In reaching its conclusion, the court distinguished PMA Capital Insurance Company v. Platinum Underwriters Berm., Ltd., 659 F. Supp. 2d 631 (E.D. Pa. 2009), aff'd 400 Fed. Appx. 654 (3d Cir. 2010), where the district court held that the arbitration panel exceeded its authority by removing a "Deficit Carry Forward Provision" from the reinsurance agreement. In distinguishing PMA the trial court noted "the Panel's prepayment mechanism does not violate any explicit provision of the contract itself" and that "the prepayment protocol is a legitimate interpretation of the contract's implied expectation that claims would be promptly." Furthermore, the court found that, unlike PMA, the panel in this case provided rationale for its award, namely that it effectuated the general purpose of the parties' agreement.

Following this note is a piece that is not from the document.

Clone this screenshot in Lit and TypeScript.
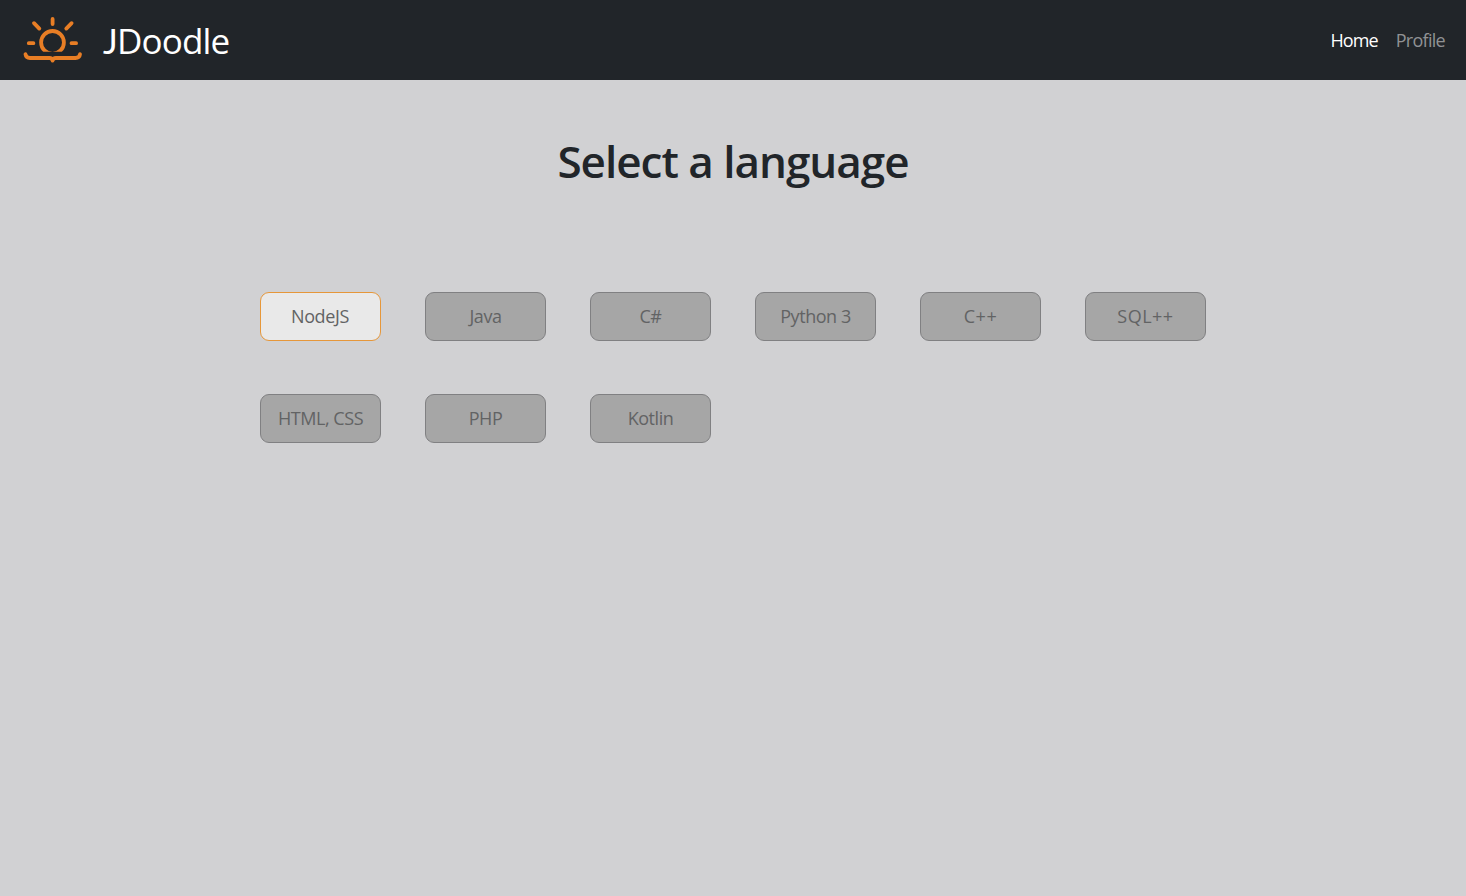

The scope of the arbitration panels' ability to craft an award to resolve disputes between insurers and reinsurers is central to the arbitration process. The seemingly contradictory decisions found in PMA and Harper Insurance Ltd. highlight the difficulty that parties face in seeking relief in arbitration. Care must be taken not only in crafting the remedy sought, but also in the panel's work in explaining the remedy awarded. A great dispute in the reinsurance industry is found over whether panels should provide reasoned awards. One of the reasons articulated by the court in Harper Insurance Ltd. was the panel's explanation for its decision to require additional obligations on the reinsurer not found in the contract. Certainly, greater clarity in drafting the award formed one basis for the trial court's decision to confirm the arbitration award. Whether the decision will withstand appellate review remains to be seen, though. It seems that the court's attempt to distinguish the decision in PMA is superficial. The parties to reinsurance disputes deserve better and more consistent guidance from the courts to allow this private dispute resolution process to achieve its goals.